**Stated problem**:
Copy the data precisely, character for character, and leave out every picture.

[Pages as source code]
════════════════
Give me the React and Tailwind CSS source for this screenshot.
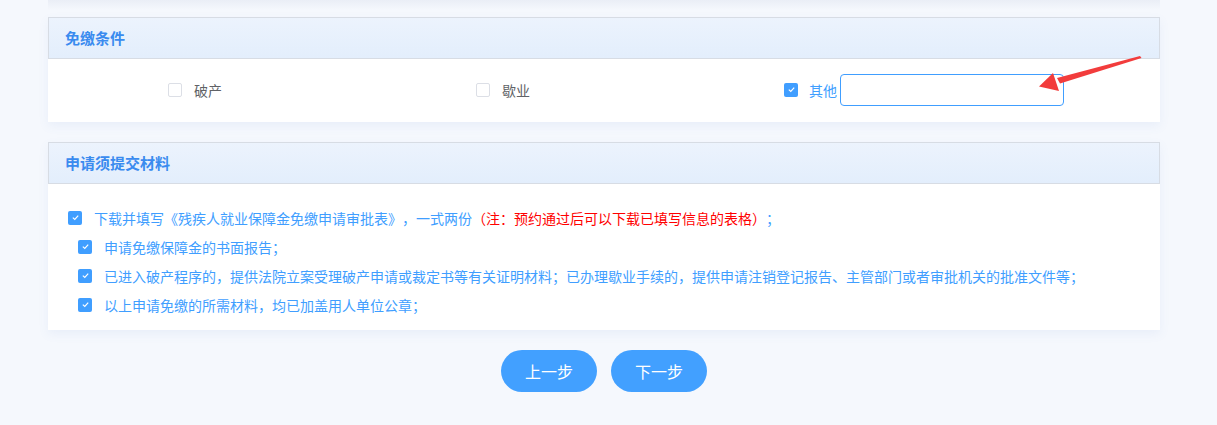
import React from "react";

function Box({ checked }) {
  return checked ? (
    <span className="w-[14px] h-[14px] rounded-[2px] bg-[#409eff] flex items-center justify-center shrink-0">
      <svg width="9" height="9" viewBox="0 0 10 10">
        <path d="M2 5.2 L4.2 7.2 L8 3" fill="none" stroke="white" strokeWidth="1.3" />
      </svg>
    </span>
  ) : (
    <span className="w-[14px] h-[14px] rounded-[2px] border border-[#dcdfe6] bg-white shrink-0" />
  );
}

function CardHead({ title }) {
  return (
    <div className="h-[42px] border border-[#d7dce4] bg-gradient-to-b from-[#ecf3fd] to-[#e3eefc] flex items-center pl-4">
      <span className="text-[15px] font-bold text-[#3a8bef]">{title}</span>
    </div>
  );
}

const rows = [
  "申请免缴保障金的书面报告；",
  "已进入破产程序的，提供法院立案受理破产申请或裁定书等有关证明材料；已办理歇业手续的，提供申请注销登记报告、主管部门或者审批机关的批准文件等；",
  "以上申请免缴的所需材料，均已加盖用人单位公章；",
];

export default function App() {
  return (
    <div
      className="relative w-[1217px] h-[425px] bg-[#f5f8fd] overflow-hidden [text-spacing-trim:space-all]"
      style={{ fontFamily: '"Microsoft YaHei", "Noto Sans CJK SC", sans-serif' }}
    >
      {/* shadow of card above */}
      <div className="ml-[48px] w-[1112px] h-[10px] bg-gradient-to-b from-[#eaeef6] to-[#f5f8fd]" />

      {/* 免缴条件 */}
      <div className="ml-[48px] w-[1112px] mt-[7px] bg-white shadow-[0_4px_10px_rgba(90,130,210,0.08)]">
        <CardHead title="免缴条件" />
        <div className="h-[63px] flex items-center pl-[120px] pb-[2px]">
          <label className="w-[308px] flex items-center gap-3 text-sm text-[#606266]">
            <Box />
            破产
          </label>
          <label className="w-[308px] flex items-center gap-3 text-sm text-[#606266]">
            <Box />
            歇业
          </label>
          <div className="flex items-center">
            <Box checked />
            <span className="ml-[11px] text-sm text-[#409eff]">其他</span>
            <input className="ml-[3px] w-[224px] h-[32px] rounded-[4px] border border-[#409eff] outline-none px-3 text-sm" />
          </div>
        </div>
      </div>

      {/* 申请须提交材料 */}
      <div className="ml-[48px] w-[1112px] mt-5 bg-white shadow-[0_4px_10px_rgba(90,130,210,0.08)]">
        <CardHead title="申请须提交材料" />
        <div className="pt-[19px] pb-[11px] pl-5 text-sm text-[#409eff]">
          <div className="h-[29px] flex items-center gap-3">
            <Box checked />
            <span>
              下载并填写《残疾人就业保障金免缴申请审批表》，一式两份
              <span className="text-[#ff0000]">（注：预约通过后可以下载已填写信息的表格）</span>；
            </span>
          </div>
          {rows.map((r) => (
            <div key={r} className="h-[29px] flex items-center gap-3 pl-[10px]">
              <Box checked />
              <span>{r}</span>
            </div>
          ))}
        </div>
      </div>

      <div className="ml-[48px] w-[1112px] mt-5 flex justify-center gap-[14px]">
        <button className="w-[96px] h-[42px] rounded-full bg-[#42a0ff] text-white text-base">上一步</button>
        <button className="w-[96px] h-[42px] rounded-full bg-[#42a0ff] text-white text-base">下一步</button>
      </div>

      {/* red annotation arrow */}
      <svg className="absolute left-0 top-0 pointer-events-none" width="1217" height="425">
        <polygon points="1140,56 1141.5,58 1060,83.5 1057,78" fill="#f23c3c" />
        <polygon points="1039,86.5 1053,73 1059,91" fill="#f23c3c" />
      </svg>
    </div>
  );
}
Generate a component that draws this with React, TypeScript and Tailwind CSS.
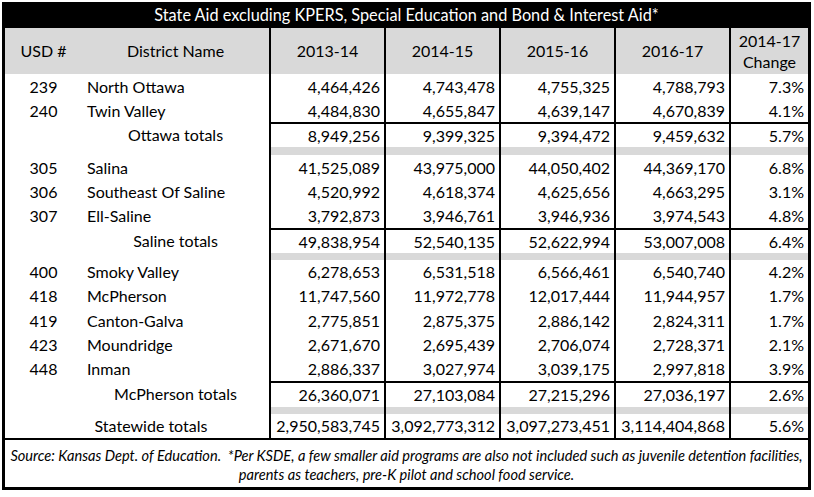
════════════════
**Result**:
Give me the React and Tailwind CSS source for this screenshot.
import React from "react";

function Box({ checked }) {
  return checked ? (
    <span className="w-[14px] h-[14px] rounded-[2px] bg-[#409eff] flex items-center justify-center shrink-0">
      <svg width="9" height="9" viewBox="0 0 10 10">
        <path d="M2 5.2 L4.2 7.2 L8 3" fill="none" stroke="white" strokeWidth="1.3" />
      </svg>
    </span>
  ) : (
    <span className="w-[14px] h-[14px] rounded-[2px] border border-[#dcdfe6] bg-white shrink-0" />
  );
}

function CardHead({ title }) {
  return (
    <div className="h-[42px] border border-[#d7dce4] bg-gradient-to-b from-[#ecf3fd] to-[#e3eefc] flex items-center pl-4">
      <span className="text-[15px] font-bold text-[#3a8bef]">{title}</span>
    </div>
  );
}

const rows = [
  "申请免缴保障金的书面报告；",
  "已进入破产程序的，提供法院立案受理破产申请或裁定书等有关证明材料；已办理歇业手续的，提供申请注销登记报告、主管部门或者审批机关的批准文件等；",
  "以上申请免缴的所需材料，均已加盖用人单位公章；",
];

export default function App() {
  return (
    <div
      className="relative w-[1217px] h-[425px] bg-[#f5f8fd] overflow-hidden [text-spacing-trim:space-all]"
      style={{ fontFamily: '"Microsoft YaHei", "Noto Sans CJK SC", sans-serif' }}
    >
      {/* shadow of card above */}
      <div className="ml-[48px] w-[1112px] h-[10px] bg-gradient-to-b from-[#eaeef6] to-[#f5f8fd]" />

      {/* 免缴条件 */}
      <div className="ml-[48px] w-[1112px] mt-[7px] bg-white shadow-[0_4px_10px_rgba(90,130,210,0.08)]">
        <CardHead title="免缴条件" />
        <div className="h-[63px] flex items-center pl-[120px] pb-[2px]">
          <label className="w-[308px] flex items-center gap-3 text-sm text-[#606266]">
            <Box />
            破产
          </label>
          <label className="w-[308px] flex items-center gap-3 text-sm text-[#606266]">
            <Box />
            歇业
          </label>
          <div className="flex items-center">
            <Box checked />
            <span className="ml-[11px] text-sm text-[#409eff]">其他</span>
            <input className="ml-[3px] w-[224px] h-[32px] rounded-[4px] border border-[#409eff] outline-none px-3 text-sm" />
          </div>
        </div>
      </div>

      {/* 申请须提交材料 */}
      <div className="ml-[48px] w-[1112px] mt-5 bg-white shadow-[0_4px_10px_rgba(90,130,210,0.08)]">
        <CardHead title="申请须提交材料" />
        <div className="pt-[19px] pb-[11px] pl-5 text-sm text-[#409eff]">
          <div className="h-[29px] flex items-center gap-3">
            <Box checked />
            <span>
              下载并填写《残疾人就业保障金免缴申请审批表》，一式两份
              <span className="text-[#ff0000]">（注：预约通过后可以下载已填写信息的表格）</span>；
            </span>
          </div>
          {rows.map((r) => (
            <div key={r} className="h-[29px] flex items-center gap-3 pl-[10px]">
              <Box checked />
              <span>{r}</span>
            </div>
          ))}
        </div>
      </div>

      <div className="ml-[48px] w-[1112px] mt-5 flex justify-center gap-[14px]">
        <button className="w-[96px] h-[42px] rounded-full bg-[#42a0ff] text-white text-base">上一步</button>
        <button className="w-[96px] h-[42px] rounded-full bg-[#42a0ff] text-white text-base">下一步</button>
      </div>

      {/* red annotation arrow */}
      <svg className="absolute left-0 top-0 pointer-events-none" width="1217" height="425">
        <polygon points="1140,56 1141.5,58 1060,83.5 1057,78" fill="#f23c3c" />
        <polygon points="1039,86.5 1053,73 1059,91" fill="#f23c3c" />
      </svg>
    </div>
  );
}
Generate a component that draws this with React, TypeScript and Tailwind CSS.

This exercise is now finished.